DIRECTIONS FOR THIS TASK:
Output the full listing below exactly, without the pictures.

○ ○ ○ ○ ○ ○ ○

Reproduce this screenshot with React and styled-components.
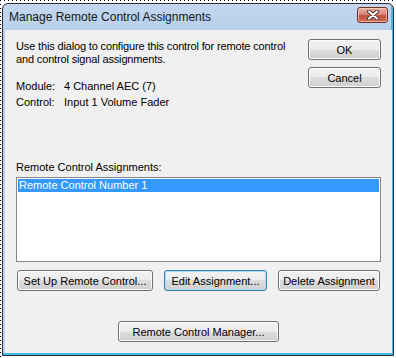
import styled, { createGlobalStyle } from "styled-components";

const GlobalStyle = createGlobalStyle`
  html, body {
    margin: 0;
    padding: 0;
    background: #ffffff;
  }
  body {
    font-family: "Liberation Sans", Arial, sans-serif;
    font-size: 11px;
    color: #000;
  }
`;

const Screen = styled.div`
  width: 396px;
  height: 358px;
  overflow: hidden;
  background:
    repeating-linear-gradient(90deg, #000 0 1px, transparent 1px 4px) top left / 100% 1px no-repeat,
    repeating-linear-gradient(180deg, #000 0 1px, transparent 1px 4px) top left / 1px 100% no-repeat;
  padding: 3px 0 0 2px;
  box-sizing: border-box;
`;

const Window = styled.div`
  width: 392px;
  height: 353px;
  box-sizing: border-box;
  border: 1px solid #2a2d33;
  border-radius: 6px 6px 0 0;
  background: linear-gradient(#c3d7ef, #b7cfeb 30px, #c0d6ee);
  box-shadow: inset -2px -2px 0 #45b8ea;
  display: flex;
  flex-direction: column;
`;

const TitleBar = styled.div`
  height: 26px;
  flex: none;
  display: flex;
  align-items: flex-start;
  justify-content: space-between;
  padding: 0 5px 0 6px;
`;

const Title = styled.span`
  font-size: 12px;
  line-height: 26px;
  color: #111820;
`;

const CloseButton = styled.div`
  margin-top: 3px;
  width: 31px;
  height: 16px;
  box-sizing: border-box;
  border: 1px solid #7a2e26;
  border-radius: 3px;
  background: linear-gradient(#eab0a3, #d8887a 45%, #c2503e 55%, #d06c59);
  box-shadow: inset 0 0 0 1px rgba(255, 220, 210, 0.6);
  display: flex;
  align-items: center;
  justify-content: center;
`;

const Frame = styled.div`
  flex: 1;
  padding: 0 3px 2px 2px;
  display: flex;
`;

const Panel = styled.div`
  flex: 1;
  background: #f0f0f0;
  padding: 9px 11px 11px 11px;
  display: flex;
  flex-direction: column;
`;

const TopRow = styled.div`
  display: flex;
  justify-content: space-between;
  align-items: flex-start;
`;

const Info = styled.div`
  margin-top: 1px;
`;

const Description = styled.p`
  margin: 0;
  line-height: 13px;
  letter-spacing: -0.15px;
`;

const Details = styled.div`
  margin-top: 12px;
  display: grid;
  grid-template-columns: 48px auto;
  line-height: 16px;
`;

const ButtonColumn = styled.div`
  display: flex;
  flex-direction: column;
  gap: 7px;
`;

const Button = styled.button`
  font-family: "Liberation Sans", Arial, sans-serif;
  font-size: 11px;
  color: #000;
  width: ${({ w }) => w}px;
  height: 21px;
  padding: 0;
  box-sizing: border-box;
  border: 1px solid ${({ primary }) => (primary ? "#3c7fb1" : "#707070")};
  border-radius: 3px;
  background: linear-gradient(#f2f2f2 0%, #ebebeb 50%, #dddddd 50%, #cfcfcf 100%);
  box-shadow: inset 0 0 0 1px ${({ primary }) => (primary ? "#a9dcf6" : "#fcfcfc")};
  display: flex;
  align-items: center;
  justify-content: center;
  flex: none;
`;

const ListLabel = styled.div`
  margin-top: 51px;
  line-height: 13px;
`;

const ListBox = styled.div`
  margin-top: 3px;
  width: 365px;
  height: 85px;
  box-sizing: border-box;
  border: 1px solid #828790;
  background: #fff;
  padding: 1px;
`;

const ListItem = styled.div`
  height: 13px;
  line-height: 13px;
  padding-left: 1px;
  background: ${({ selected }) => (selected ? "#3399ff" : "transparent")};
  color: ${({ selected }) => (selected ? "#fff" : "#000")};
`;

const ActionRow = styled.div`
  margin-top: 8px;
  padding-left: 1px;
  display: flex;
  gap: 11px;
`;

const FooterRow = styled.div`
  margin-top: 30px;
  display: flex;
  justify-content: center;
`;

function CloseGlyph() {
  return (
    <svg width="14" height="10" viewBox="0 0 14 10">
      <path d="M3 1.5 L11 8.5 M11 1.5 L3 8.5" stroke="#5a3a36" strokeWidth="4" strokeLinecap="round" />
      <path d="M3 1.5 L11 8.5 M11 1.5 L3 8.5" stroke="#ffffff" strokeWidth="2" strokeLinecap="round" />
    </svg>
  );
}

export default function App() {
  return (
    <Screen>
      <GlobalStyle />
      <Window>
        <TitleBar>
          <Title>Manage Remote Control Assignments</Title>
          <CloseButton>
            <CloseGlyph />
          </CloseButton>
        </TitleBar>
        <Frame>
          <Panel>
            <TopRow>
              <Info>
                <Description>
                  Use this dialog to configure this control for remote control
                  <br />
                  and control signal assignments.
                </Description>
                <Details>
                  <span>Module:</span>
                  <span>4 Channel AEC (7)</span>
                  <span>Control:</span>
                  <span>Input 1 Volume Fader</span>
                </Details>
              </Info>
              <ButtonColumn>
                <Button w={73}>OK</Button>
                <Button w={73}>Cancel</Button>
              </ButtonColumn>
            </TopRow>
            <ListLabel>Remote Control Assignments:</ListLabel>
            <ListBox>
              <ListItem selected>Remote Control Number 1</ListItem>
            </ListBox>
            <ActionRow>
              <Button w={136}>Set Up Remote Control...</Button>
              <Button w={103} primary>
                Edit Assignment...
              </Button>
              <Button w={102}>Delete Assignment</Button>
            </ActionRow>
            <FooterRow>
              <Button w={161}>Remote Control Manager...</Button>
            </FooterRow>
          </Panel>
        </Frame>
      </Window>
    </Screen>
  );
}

○ ○ ○ ○ ○ ○ ○

SOLUTION BELOW:
Reproduce this screenshot with React and styled-components.
import styled, { createGlobalStyle } from "styled-components";

const GlobalStyle = createGlobalStyle`
  html, body {
    margin: 0;
    padding: 0;
    background: #ffffff;
  }
  body {
    font-family: "Liberation Sans", Arial, sans-serif;
    font-size: 11px;
    color: #000;
  }
`;

const Screen = styled.div`
  width: 396px;
  height: 358px;
  overflow: hidden;
  background:
    repeating-linear-gradient(90deg, #000 0 1px, transparent 1px 4px) top left / 100% 1px no-repeat,
    repeating-linear-gradient(180deg, #000 0 1px, transparent 1px 4px) top left / 1px 100% no-repeat;
  padding: 3px 0 0 2px;
  box-sizing: border-box;
`;

const Window = styled.div`
  width: 392px;
  height: 353px;
  box-sizing: border-box;
  border: 1px solid #2a2d33;
  border-radius: 6px 6px 0 0;
  background: linear-gradient(#c3d7ef, #b7cfeb 30px, #c0d6ee);
  box-shadow: inset -2px -2px 0 #45b8ea;
  display: flex;
  flex-direction: column;
`;

const TitleBar = styled.div`
  height: 26px;
  flex: none;
  display: flex;
  align-items: flex-start;
  justify-content: space-between;
  padding: 0 5px 0 6px;
`;

const Title = styled.span`
  font-size: 12px;
  line-height: 26px;
  color: #111820;
`;

const CloseButton = styled.div`
  margin-top: 3px;
  width: 31px;
  height: 16px;
  box-sizing: border-box;
  border: 1px solid #7a2e26;
  border-radius: 3px;
  background: linear-gradient(#eab0a3, #d8887a 45%, #c2503e 55%, #d06c59);
  box-shadow: inset 0 0 0 1px rgba(255, 220, 210, 0.6);
  display: flex;
  align-items: center;
  justify-content: center;
`;

const Frame = styled.div`
  flex: 1;
  padding: 0 3px 2px 2px;
  display: flex;
`;

const Panel = styled.div`
  flex: 1;
  background: #f0f0f0;
  padding: 9px 11px 11px 11px;
  display: flex;
  flex-direction: column;
`;

const TopRow = styled.div`
  display: flex;
  justify-content: space-between;
  align-items: flex-start;
`;

const Info = styled.div`
  margin-top: 1px;
`;

const Description = styled.p`
  margin: 0;
  line-height: 13px;
  letter-spacing: -0.15px;
`;

const Details = styled.div`
  margin-top: 12px;
  display: grid;
  grid-template-columns: 48px auto;
  line-height: 16px;
`;

const ButtonColumn = styled.div`
  display: flex;
  flex-direction: column;
  gap: 7px;
`;

const Button = styled.button`
  font-family: "Liberation Sans", Arial, sans-serif;
  font-size: 11px;
  color: #000;
  width: ${({ w }) => w}px;
  height: 21px;
  padding: 0;
  box-sizing: border-box;
  border: 1px solid ${({ primary }) => (primary ? "#3c7fb1" : "#707070")};
  border-radius: 3px;
  background: linear-gradient(#f2f2f2 0%, #ebebeb 50%, #dddddd 50%, #cfcfcf 100%);
  box-shadow: inset 0 0 0 1px ${({ primary }) => (primary ? "#a9dcf6" : "#fcfcfc")};
  display: flex;
  align-items: center;
  justify-content: center;
  flex: none;
`;

const ListLabel = styled.div`
  margin-top: 51px;
  line-height: 13px;
`;

const ListBox = styled.div`
  margin-top: 3px;
  width: 365px;
  height: 85px;
  box-sizing: border-box;
  border: 1px solid #828790;
  background: #fff;
  padding: 1px;
`;

const ListItem = styled.div`
  height: 13px;
  line-height: 13px;
  padding-left: 1px;
  background: ${({ selected }) => (selected ? "#3399ff" : "transparent")};
  color: ${({ selected }) => (selected ? "#fff" : "#000")};
`;

const ActionRow = styled.div`
  margin-top: 8px;
  padding-left: 1px;
  display: flex;
  gap: 11px;
`;

const FooterRow = styled.div`
  margin-top: 30px;
  display: flex;
  justify-content: center;
`;

function CloseGlyph() {
  return (
    <svg width="14" height="10" viewBox="0 0 14 10">
      <path d="M3 1.5 L11 8.5 M11 1.5 L3 8.5" stroke="#5a3a36" strokeWidth="4" strokeLinecap="round" />
      <path d="M3 1.5 L11 8.5 M11 1.5 L3 8.5" stroke="#ffffff" strokeWidth="2" strokeLinecap="round" />
    </svg>
  );
}

export default function App() {
  return (
    <Screen>
      <GlobalStyle />
      <Window>
        <TitleBar>
          <Title>Manage Remote Control Assignments</Title>
          <CloseButton>
            <CloseGlyph />
          </CloseButton>
        </TitleBar>
        <Frame>
          <Panel>
            <TopRow>
              <Info>
                <Description>
                  Use this dialog to configure this control for remote control
                  <br />
                  and control signal assignments.
                </Description>
                <Details>
                  <span>Module:</span>
                  <span>4 Channel AEC (7)</span>
                  <span>Control:</span>
                  <span>Input 1 Volume Fader</span>
                </Details>
              </Info>
              <ButtonColumn>
                <Button w={73}>OK</Button>
                <Button w={73}>Cancel</Button>
              </ButtonColumn>
            </TopRow>
            <ListLabel>Remote Control Assignments:</ListLabel>
            <ListBox>
              <ListItem selected>Remote Control Number 1</ListItem>
            </ListBox>
            <ActionRow>
              <Button w={136}>Set Up Remote Control...</Button>
              <Button w={103} primary>
                Edit Assignment...
              </Button>
              <Button w={102}>Delete Assignment</Button>
            </ActionRow>
            <FooterRow>
              <Button w={161}>Remote Control Manager...</Button>
            </FooterRow>
          </Panel>
        </Frame>
      </Window>
    </Screen>
  );
}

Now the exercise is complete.